■ Given data
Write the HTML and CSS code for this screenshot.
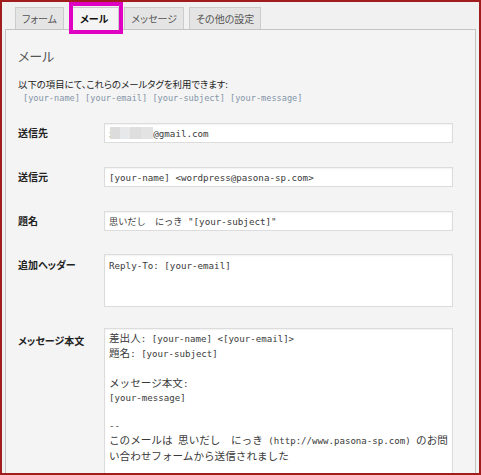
FILE: index.html
```html
<!DOCTYPE html>
<html lang="ja">
<head>
<meta charset="utf-8">
<title>メール設定</title>
<link rel="stylesheet" href="styles.css">
</head>
<body>
<div class="frame">
  <nav class="tabs">
    <span class="tab">フォーム</span>
    <span class="tab active">メール</span>
    <span class="tab">メッセージ</span>
    <span class="tab">その他の設定</span>
  </nav>
  <section class="panel">
    <h2 class="title">メール</h2>
    <p class="desc">以下の項目にて、これらのメールタグを利用できます:</p>
    <p class="tags"><span class="mailtag">[your-name]</span> <span class="mailtag">[your-email]</span> <span class="mailtag">[your-subject]</span> <span class="mailtag">[your-message]</span></p>
    <div class="form">
      <label class="label">送信先</label>
      <div class="field">
        <input class="input" type="text" value="xxxxxxxx@gmail.com">
        <span class="mosaic"></span>
      </div>

      <label class="label">送信元</label>
      <div class="field">
        <input class="input" type="text" value="[your-name] &lt;wordpress@pasona-sp.com&gt;">
      </div>

      <label class="label">題名</label>
      <div class="field">
        <input class="input" type="text" value="思いだし　にっき &quot;[your-subject]&quot;">
      </div>

      <label class="label">追加ヘッダー</label>
      <div class="field">
        <textarea class="area area-short">Reply-To: [your-email]</textarea>
      </div>

      <label class="label">メッセージ本文</label>
      <div class="field">
        <div class="area area-body"><span class="ja">差出人</span>: [your-name] &lt;[your-email]&gt;
<span class="ja">題名</span>: [your-subject]

<span class="ja">メッセージ本文</span>:
[your-message]

--
<span class="ja">このメールは</span> <span class="ja">思いだし　にっき</span> (http://www.pasona-sp.com) <span class="ja">のお問</span>
<span class="ja">い合わせフォームから送信されました</span></div>
      </div>
    </div>
  </section>
</div>
</body>
</html>
```
FILE: styles.css
```css
html, body {
  margin: 0;
  padding: 0;
}

body {
  font-family: "Noto Sans CJK JP", "Noto Sans", sans-serif;
  font-feature-settings: "palt";
  color: #222;
}

.frame {
  box-sizing: border-box;
  width: 481px;
  height: 475px;
  border: 2px solid #a11d1d;
  background: #f1f1f1;
  padding: 5px 3px 0 3px;
  overflow: hidden;
}

.tabs {
  display: flex;
  align-items: flex-start;
  gap: 5px;
  padding-left: 10px;
  height: 23px;
}

.tab {
  box-sizing: border-box;
  height: 22px;
  padding: 0 6px;
  border: 1px solid #cbcbcb;
  border-bottom: none;
  background: #e4e4e4;
  color: #555;
  font-size: 10px;
  line-height: 21px;
  white-space: nowrap;
}

.tab.active {
  position: relative;
  z-index: 2;
  height: 23px;
  padding: 0 10px;
  background: #f4f4f4;
  color: #111;
  font-weight: 700;
}

.tab.active::after {
  content: "";
  position: absolute;
  top: -6px;
  left: -1px;
  right: -5px;
  bottom: -4px;
  border: 4px solid #e000c2;
}

.panel {
  margin-top: -1px;
  border: 1px solid #c3c3c3;
  background: #f4f4f4;
  padding: 16px 0 40px 12px;
}

.title {
  margin: 0 0 11px;
  font-size: 13px;
  line-height: 20px;
  font-weight: 400;
  color: #555;
}

.desc {
  margin: 0;
  font-size: 9.4px;
  line-height: 14px;
  color: #222;
}

.tags {
  margin: 0;
  padding-left: 5px;
  font-family: "DejaVu Sans Mono", monospace;
  font-feature-settings: normal;
  font-size: 8.6px;
  line-height: 14px;
  white-space: pre;
}

.mailtag {
  color: #8494a8;
}

.form {
  display: grid;
  grid-template-columns: 86px 349px;
  row-gap: 24px;
  margin-top: 18px;
}

.label {
  font-size: 10px;
  line-height: 20px;
  font-weight: 700;
  color: #222;
}

.field {
  position: relative;
}

.input,
.area {
  box-sizing: border-box;
  display: block;
  width: 349px;
  margin: 0;
  border: 1px solid #dcdcdc;
  background: #fff;
  box-shadow: inset 0 1px 2px rgba(0, 0, 0, 0.06);
  font-family: "DejaVu Sans Mono", "Noto Sans CJK JP", monospace;
  font-feature-settings: normal;
  font-size: 9.2px;
  color: #3a3a3a;
  outline: none;
}

.input {
  height: 20px;
  padding: 0 4px;
  line-height: 18px;
}

.area {
  padding: 3px 4px;
  line-height: 14.2px;
  resize: none;
  overflow: hidden;
}

.area-short {
  height: 53px;
  margin-top: -1px;
  padding-top: 4px;
}

.area-body {
  height: 170px;
  margin-top: -3px;
  padding-top: 2px;
  white-space: pre;
  font-size: 9.1px;
}

.ja {
  font-family: "Noto Sans CJK JP", sans-serif;
  font-size: 10.6px;
  line-height: 14px;
}

.mosaic {
  position: absolute;
  left: 6px;
  top: 4px;
  width: 43px;
  height: 12px;
  background:
    linear-gradient(to right,
      #dcdcdc 0 10px, #e6e8ea 10px 20px, #dedede 20px 31px, #e3e3e3 31px 43px);
}
```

■ What is needed
Return all of the data exactly as written, and drop the pictures.

■ Expected answer
Write the HTML and CSS code for this screenshot.
FILE: index.html
```html
<!DOCTYPE html>
<html lang="ja">
<head>
<meta charset="utf-8">
<title>メール設定</title>
<link rel="stylesheet" href="styles.css">
</head>
<body>
<div class="frame">
  <nav class="tabs">
    <span class="tab">フォーム</span>
    <span class="tab active">メール</span>
    <span class="tab">メッセージ</span>
    <span class="tab">その他の設定</span>
  </nav>
  <section class="panel">
    <h2 class="title">メール</h2>
    <p class="desc">以下の項目にて、これらのメールタグを利用できます:</p>
    <p class="tags"><span class="mailtag">[your-name]</span> <span class="mailtag">[your-email]</span> <span class="mailtag">[your-subject]</span> <span class="mailtag">[your-message]</span></p>
    <div class="form">
      <label class="label">送信先</label>
      <div class="field">
        <input class="input" type="text" value="xxxxxxxx@gmail.com">
        <span class="mosaic"></span>
      </div>

      <label class="label">送信元</label>
      <div class="field">
        <input class="input" type="text" value="[your-name] &lt;wordpress@pasona-sp.com&gt;">
      </div>

      <label class="label">題名</label>
      <div class="field">
        <input class="input" type="text" value="思いだし　にっき &quot;[your-subject]&quot;">
      </div>

      <label class="label">追加ヘッダー</label>
      <div class="field">
        <textarea class="area area-short">Reply-To: [your-email]</textarea>
      </div>

      <label class="label">メッセージ本文</label>
      <div class="field">
        <div class="area area-body"><span class="ja">差出人</span>: [your-name] &lt;[your-email]&gt;
<span class="ja">題名</span>: [your-subject]

<span class="ja">メッセージ本文</span>:
[your-message]

--
<span class="ja">このメールは</span> <span class="ja">思いだし　にっき</span> (http://www.pasona-sp.com) <span class="ja">のお問</span>
<span class="ja">い合わせフォームから送信されました</span></div>
      </div>
    </div>
  </section>
</div>
</body>
</html>
```
FILE: styles.css
```css
html, body {
  margin: 0;
  padding: 0;
}

body {
  font-family: "Noto Sans CJK JP", "Noto Sans", sans-serif;
  font-feature-settings: "palt";
  color: #222;
}

.frame {
  box-sizing: border-box;
  width: 481px;
  height: 475px;
  border: 2px solid #a11d1d;
  background: #f1f1f1;
  padding: 5px 3px 0 3px;
  overflow: hidden;
}

.tabs {
  display: flex;
  align-items: flex-start;
  gap: 5px;
  padding-left: 10px;
  height: 23px;
}

.tab {
  box-sizing: border-box;
  height: 22px;
  padding: 0 6px;
  border: 1px solid #cbcbcb;
  border-bottom: none;
  background: #e4e4e4;
  color: #555;
  font-size: 10px;
  line-height: 21px;
  white-space: nowrap;
}

.tab.active {
  position: relative;
  z-index: 2;
  height: 23px;
  padding: 0 10px;
  background: #f4f4f4;
  color: #111;
  font-weight: 700;
}

.tab.active::after {
  content: "";
  position: absolute;
  top: -6px;
  left: -1px;
  right: -5px;
  bottom: -4px;
  border: 4px solid #e000c2;
}

.panel {
  margin-top: -1px;
  border: 1px solid #c3c3c3;
  background: #f4f4f4;
  padding: 16px 0 40px 12px;
}

.title {
  margin: 0 0 11px;
  font-size: 13px;
  line-height: 20px;
  font-weight: 400;
  color: #555;
}

.desc {
  margin: 0;
  font-size: 9.4px;
  line-height: 14px;
  color: #222;
}

.tags {
  margin: 0;
  padding-left: 5px;
  font-family: "DejaVu Sans Mono", monospace;
  font-feature-settings: normal;
  font-size: 8.6px;
  line-height: 14px;
  white-space: pre;
}

.mailtag {
  color: #8494a8;
}

.form {
  display: grid;
  grid-template-columns: 86px 349px;
  row-gap: 24px;
  margin-top: 18px;
}

.label {
  font-size: 10px;
  line-height: 20px;
  font-weight: 700;
  color: #222;
}

.field {
  position: relative;
}

.input,
.area {
  box-sizing: border-box;
  display: block;
  width: 349px;
  margin: 0;
  border: 1px solid #dcdcdc;
  background: #fff;
  box-shadow: inset 0 1px 2px rgba(0, 0, 0, 0.06);
  font-family: "DejaVu Sans Mono", "Noto Sans CJK JP", monospace;
  font-feature-settings: normal;
  font-size: 9.2px;
  color: #3a3a3a;
  outline: none;
}

.input {
  height: 20px;
  padding: 0 4px;
  line-height: 18px;
}

.area {
  padding: 3px 4px;
  line-height: 14.2px;
  resize: none;
  overflow: hidden;
}

.area-short {
  height: 53px;
  margin-top: -1px;
  padding-top: 4px;
}

.area-body {
  height: 170px;
  margin-top: -3px;
  padding-top: 2px;
  white-space: pre;
  font-size: 9.1px;
}

.ja {
  font-family: "Noto Sans CJK JP", sans-serif;
  font-size: 10.6px;
  line-height: 14px;
}

.mosaic {
  position: absolute;
  left: 6px;
  top: 4px;
  width: 43px;
  height: 12px;
  background:
    linear-gradient(to right,
      #dcdcdc 0 10px, #e6e8ea 10px 20px, #dedede 20px 31px, #e3e3e3 31px 43px);
}
```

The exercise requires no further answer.